Alessandro Siani e il successo di «Mister Felicità»

L’attore e regista rivela a Sorrisi cosa lo fa stare bene: «Quando vi faccio ridere mi sento in paradiso»

Alessandro Siani in «Mister Felicità»
12 Gennaio 2017 alle 15:01

Ha tutte le ragioni per sentirsi Mister Felicità, per citare il titolo della sua ultima commedia. Alessandro Siani sta ottenendo infatti ottimi risultati al botteghino con il terzo film da regista che, uscito il 1° gennaio, ha incassato  quattro milioni nei primi quattro giorni. Un exploit, proprio mentre si registra una certa sofferenza di quasi tutte le altre commedie delle Feste, i cosiddetti cinepanettoni. «Diciamo che il mio film è il cinelimoncello» scherza lui. «Sono arrivato dopo la scorpacciata natalizia... Sono felice, ma resto sempre con i piedi per terra».

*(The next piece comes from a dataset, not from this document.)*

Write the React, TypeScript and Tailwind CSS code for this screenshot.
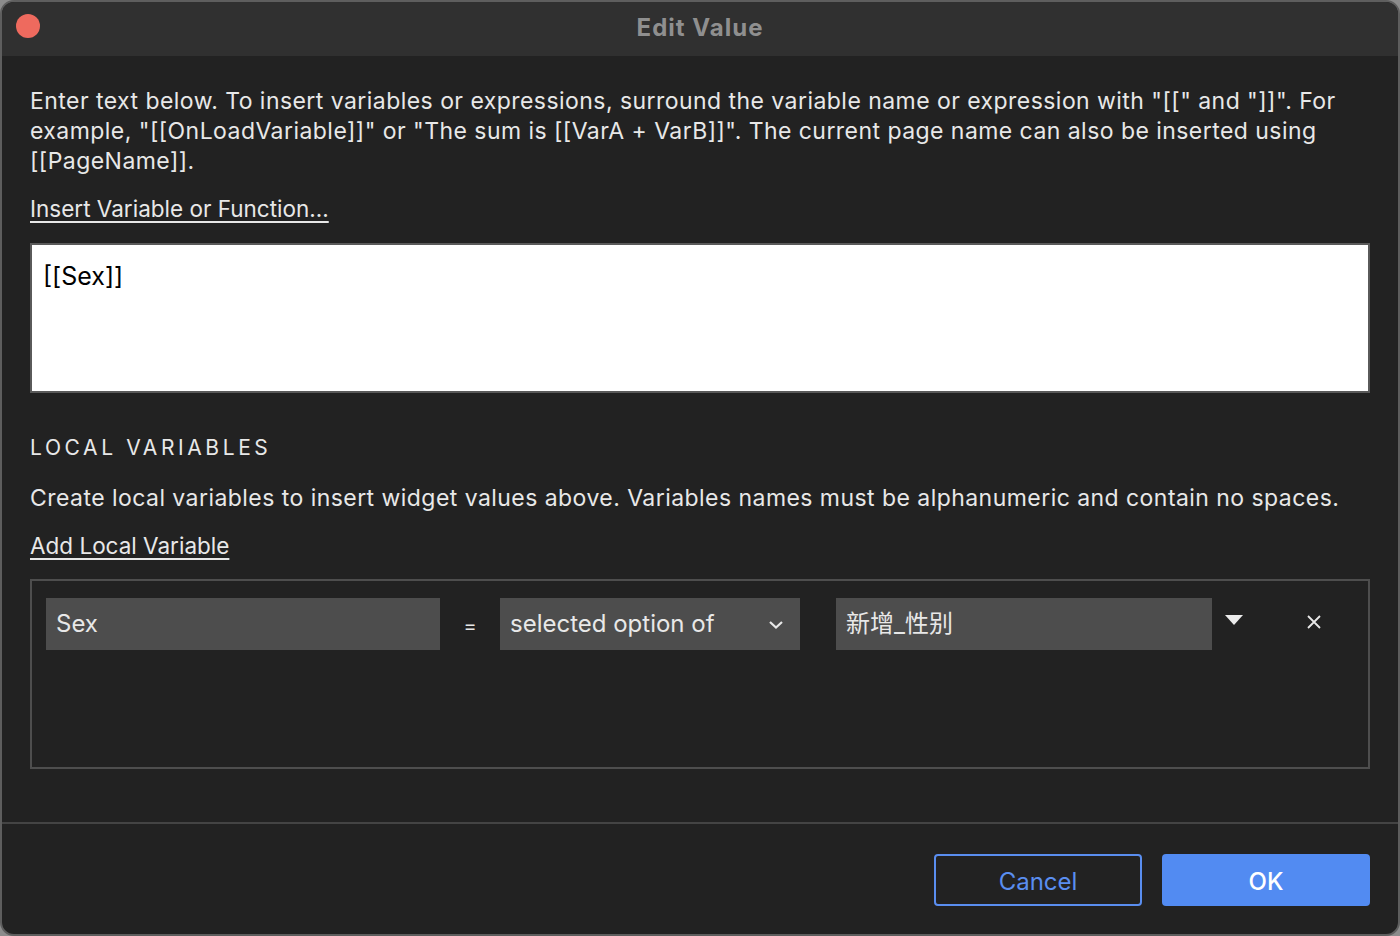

Il protagonista del film è un fannullone che si trova nei panni di «mental coach», uno psicologo che cerca di rigenerare campioni dello sport in crisi.
«Mah, io mi sento più che altro un... demental coach! Invece della cosa giusta, spesso dico una stupidaggine per sdrammatizzare. In fondo, credo che tra un ottimista e un pessimista non ci possa essere dialogo né complicità. Nel film, invece, l'incontro tra due pessimisti fa scoccare la scintilla della felicità».
Sul set lei è un motivatore?
«Sì. Mi concentro molto sull'umanità dei miei attori, sulla loro psicologia. Con Diego Abatantuono, per esempio, è accaduto proprio questo: lo volevo in versione tenera, non cinica. Così come speravo che Carla Signoris non apparisse troppo ?professoressa?, ma tirasse fuori la sua dolcezza. E Cristiana Dell'Anna, che veniva dall'esperienza forte di ?Gomorra?, la volevo in chiave brillante».
Cos'è per lei la felicità?
«Lo spiego in una scena del film: se sei felice da solo non succede niente, ma con gli altri la felicità si triplica. Questo per me è un po' il senso di tutto: quando vado in sala a vedere il film in mezzo al pubblico e vedo che la gente si diverte e magari si emoziona, sono contentissimo».
Qual è stato il suo momento di maggior felicità?
«Ce ne sono stati tanti, per fortuna, ma spero che il più bello debba ancora arrivare».
Quali sono le cose che la fanno più ridere?
«Le cose semplici della vita quotidiana: quando fai l'albero di Natale e non si accendono le luci, oppure esci di casa e rischi di scivolare perché piove. Per intenderci, mi piace Mister Bean».
Nei suoi film non c'è mai volgarità.
«Credo che si usino le parolacce quando non si trovano le parole giuste. È vero che alcuni attori hanno il dono della classe e possono dire qualsiasi cosa, ma io non ho questo grande charme e preferisco non esagerare. E poi, se ci sono le famiglie che ti vengono a vedere senti l'esigenza di fare attenzione».
Come sceglie gli attori?
«In base al copione faccio delle proposte, cercando di condividere il mio percorso con grandi artisti. Abatantuono, per esempio, fu il primo a telefonarmi dopo ?Benvenuti al Sud? anche se non lo conoscevo personalmente. Da allora è nato un bel rapporto. Sono molto contento di avere lavorato con lui: è uno dei pochi attori efficaci sia nei ruoli comici sia in quelli drammatici».
Il film parla anche della capacità di rialzarsi dopo le cadute. Come ha vissuto i suoi rari momenti negativi?
«Il rischio di sbagliare, nel lavoro e nella vita, è sempre dietro l'angolo, ci devi convivere. Le cose riuscite non le decidi tu, ma il pubblico: l'importante è avere sempre la coscienza pulita e ammettere gli sbagli, senza far finta di niente».
Pochi sanno che il suo vero cognome è Esposito, e che ha scelto il nome d'arte in onore di Giancarlo Siani, il giornalista napoletano assassinato dalla camorra nel 1985.
«Certe cose non vanno mai dimenticate. Ricordare Giancarlo per me è importante: i giovani hanno bisogno di esempi come lui».